В мастерской Нарцисо Родригеса, где воздух пропитан ароматом кожи и старинного парфюма, среди лекал и образцов тканей лежит пара викторианских перчаток — его талисман. Эти перчатки, сшитые вручную с почти ювелирной точностью, напоминают ему: «Настоящее не стареет. Настоящее — это история».
Когда в 1997 году он создал свой бренд, Нью-Йорк рукоплескал его смелым силуэтам. Но пандемия стала точкой перелома: Родригес «свернул паруса», оставив лишь камерную работу с клиентами и парфюмерию. «Я не хотел быть шестерёнкой в машине, которая перемалывает творчество в угоду графику показов», — признаётся он. Теперь его дни измеряются не дедлайнами, а звонком из школы 7-летних близнецов, чьи самокаты носятся вокруг его ателье.
Его клиентки — Джулианна Маргулис, Клэр Дэйнс — остаются с ним десятилетиями, словно героини романа, чьи костюмы он пишет глава за главой. Для него это «антитренд» в эпоху, когда звёзды меняют наряды как перчатки по велению контрактов. «Стиль — это не спектакль, — говорит Родригес. — Он должен быть продолжением души, а не костюмом на один вечер».
Особое место в этой галерее образов занимает Кэролин Бессетт-Кеннеди. Платье, сшитое для её свадьбы с Джоном Кеннеди-младшим, до сих пор называют «иконой минимализма». «Она носила сложнейшие вещи так, будто это вторая кожа. Сегодня же на красных дорожках половина людей выглядит так, словно их переодели против воли», — смеётся дизайнер.
Детство в семье кубинских иммигрантов в Нью-Джерси он вспоминает как «университет стиля». Его тётя Нанья Конча — «авантюристка в духе тётушки Мэйм» — шила себе костюмы «под Chanel» и носила шпильки с таким достоинством, будто это корона. «Она доказала: роскошь — не в ценнике, а в умении носить историю».

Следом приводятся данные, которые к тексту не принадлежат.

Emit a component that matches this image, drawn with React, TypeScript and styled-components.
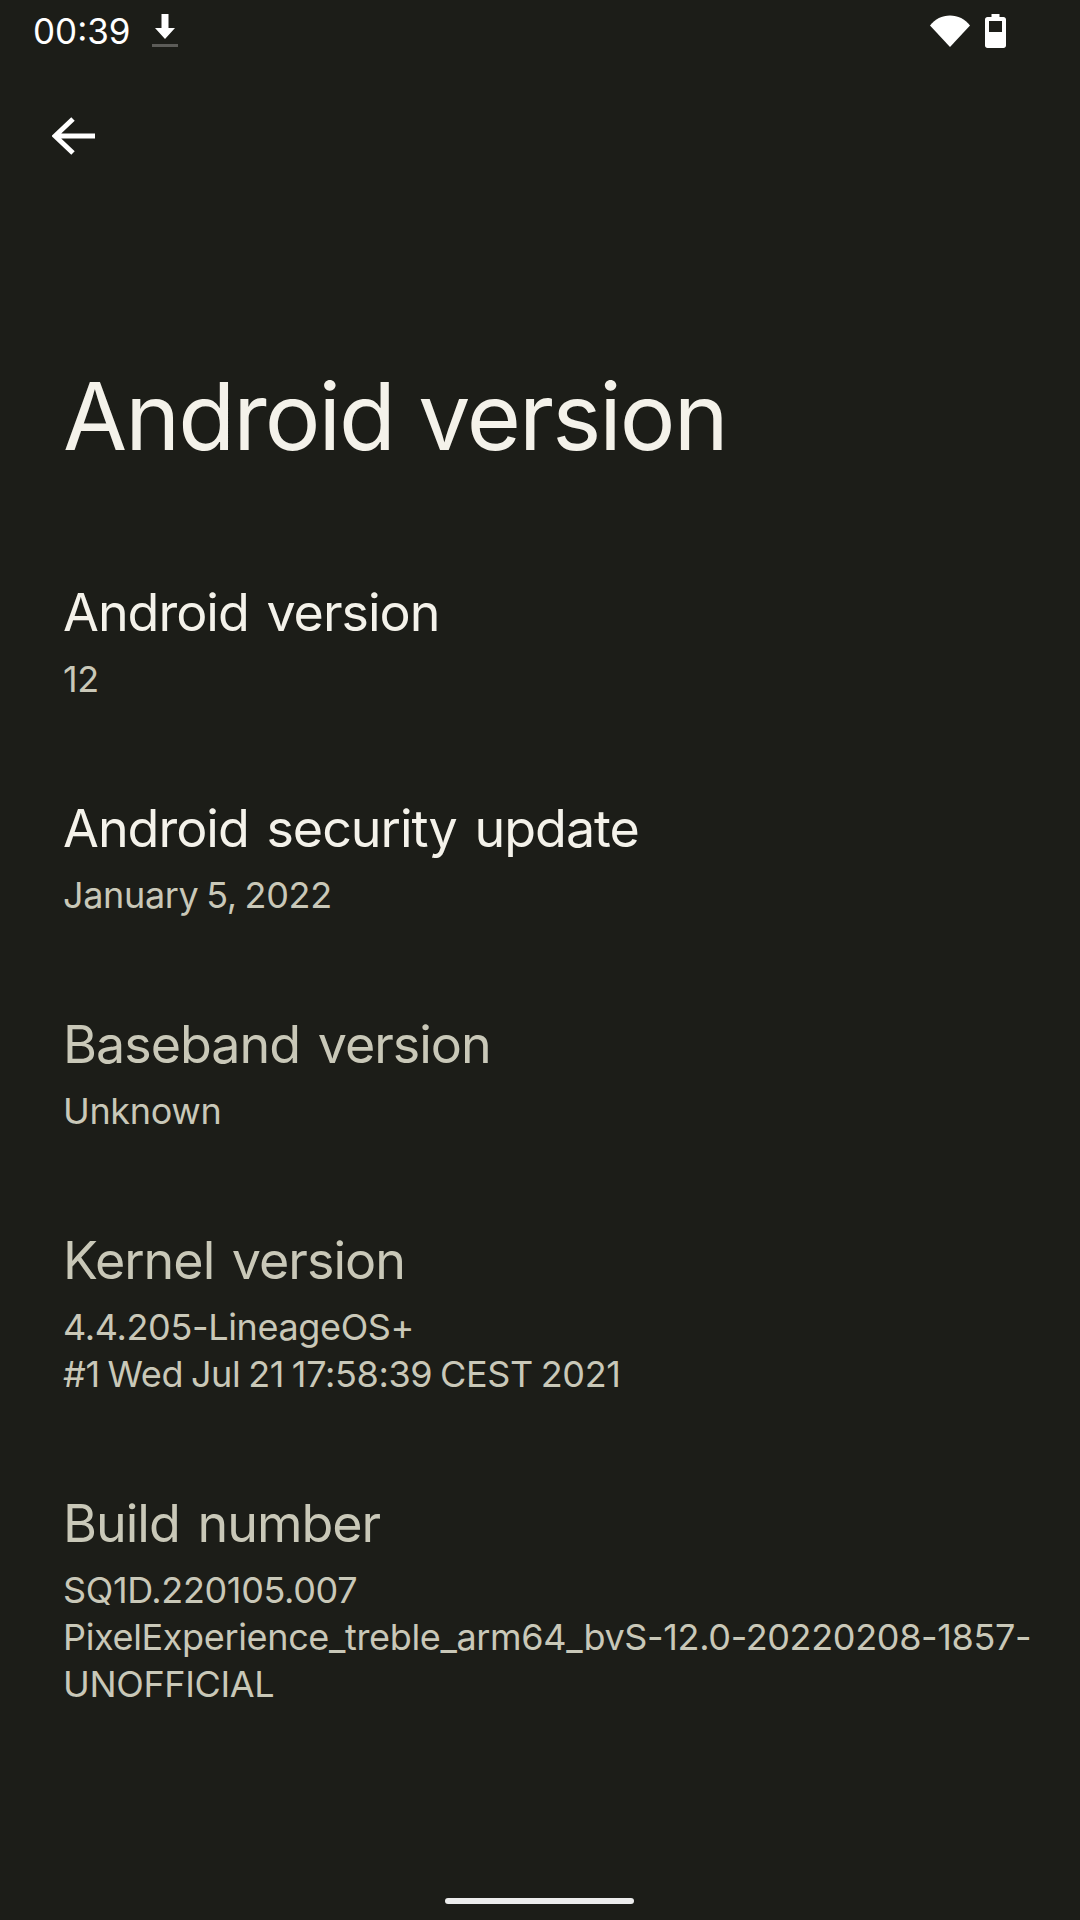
import React from 'react';
import styled, { createGlobalStyle } from 'styled-components';

const GlobalStyle = createGlobalStyle`
  html, body {
    margin: 0;
    padding: 0;
    background: #1c1d18;
  }
`;

const Screen = styled.div`
  width: 1080px;
  height: 1920px;
  display: flex;
  flex-direction: column;
  background: #1c1d18;
  font-family: Inter, 'Liberation Sans', sans-serif;
  overflow: hidden;
`;

const StatusBar = styled.div`
  height: 62px;
  display: flex;
  align-items: center;
  padding: 0 74px 0 33px;
`;

const Time = styled.span`
  font-size: 35px;
  line-height: 62px;
  color: #fff;
`;

const DownloadIcon = styled.svg`
  margin-left: 20px;
`;

const StatusRight = styled.div`
  margin-left: auto;
  display: flex;
  align-items: center;
  gap: 15px;
`;

const BackButton = styled.div`
  height: 36px;
  margin: 54px 0 0 52px;
`;

const PageTitle = styled.h1`
  margin: 209px 0 0 63px;
  font-size: 93px;
  line-height: 110px;
  font-weight: 400;
  letter-spacing: -1.95px;
  color: #f4f2ea;
  white-space: nowrap;
`;

const List = styled.div`
  display: flex;
  flex-direction: column;
  margin-top: 109px;
  padding: 0 30px 0 63px;
`;

const Row = styled.div`
  display: flex;
  flex-direction: column;
  padding: 0 0 ${(p: { $gap: number }) => p.$gap}px;
`;

const RowTitle = styled.div<{ $dim?: boolean }>`
  font-size: 52px;
  line-height: 66px;
  letter-spacing: -1px;
  word-spacing: 4px;
  color: ${(p) => (p.$dim ? '#c9c8b8' : '#f4f2ea')};
  white-space: nowrap;
`;

const RowValue = styled.div`
  font-size: 36px;
  line-height: 47px;
  margin-top: 10px;
  letter-spacing: -0.35px;
  word-spacing: -2px;
  color: #c9c8b8;
  white-space: pre-line;
`;

const HomeBar = styled.div`
  position: absolute;
  left: 445px;
  top: 1898px;
  width: 189px;
  height: 6px;
  border-radius: 3px;
  background: #ececec;
`;

const rows = [
  { title: 'Android version', value: '12', gap: 93 },
  { title: 'Android security update', value: 'January 5, 2022', gap: 93 },
  { title: 'Baseband version', value: 'Unknown', gap: 93, dim: true },
  { title: 'Kernel version', value: '4.4.205-LineageOS+\n#1 Wed Jul 21 17:58:39 CEST 2021', gap: 93, dim: true },
  { title: 'Build number', value: 'SQ1D.220105.007\nPixelExperience_treble_arm64_bvS-12.0-20220208-1857-\nUNOFFICIAL', gap: 0, dim: true },
];

export default function App() {
  return (
    <Screen>
      <GlobalStyle />
      <StatusBar>
        <Time>00:39</Time>
        <DownloadIcon width="28" height="36" viewBox="0 0 28 36">
          <path d="M10.5 1h7v14h6.5L14 26 4 15h6.5z" fill="#fff" />
          <rect x="1" y="31" width="26" height="3" fill="#5c5c58" />
        </DownloadIcon>
        <StatusRight>
          <svg width="40" height="32" viewBox="0 0 40 32">
            <path d="M0 10.500C5 4 12 0.500 20 0.500s15 3.500 20 10L20 32z" fill="#fff" />
          </svg>
          <svg width="21" height="34" viewBox="0 0 21 34">
            <path fillRule="evenodd" d="M6.500 0h8v3h4c1.400 0 2.500 1.100 2.500 2.500V31.500c0 1.400-1.100 2.500-2.500 2.500h-16C1.100 34 0 32.900 0 31.500V5.500C0 4.100 1.100 3 2.500 3h4zM4 7v11h13V7z" fill="#fff" />
          </svg>
        </StatusRight>
      </StatusBar>
      <BackButton>
        <svg width="44" height="40" viewBox="0 0 44 40">
          <path d="M43 20H4M21 3L3 20l18 17" fill="none" stroke="#fff" strokeWidth="5" />
        </svg>
      </BackButton>
      <PageTitle>Android version</PageTitle>
      <List>
        {rows.map((r) => (
          <Row key={r.title} $gap={r.gap}>
            <RowTitle $dim={r.dim}>{r.title}</RowTitle>
            <RowValue>{r.value}</RowValue>
          </Row>
        ))}
      </List>
      <HomeBar />
    </Screen>
  );
}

Сейчас Родригес измеряет успех не продажами, а «эхом во времени». Одна клиентка 20 лет хранила его платья, чтобы подарить дочери. «Это высшая награда — знать, что твоё творчество станет чьим-то наследством», — говорит он, поправляя складки на манекене. За окном слышен смех детей — его главных критиков и вдохновителей.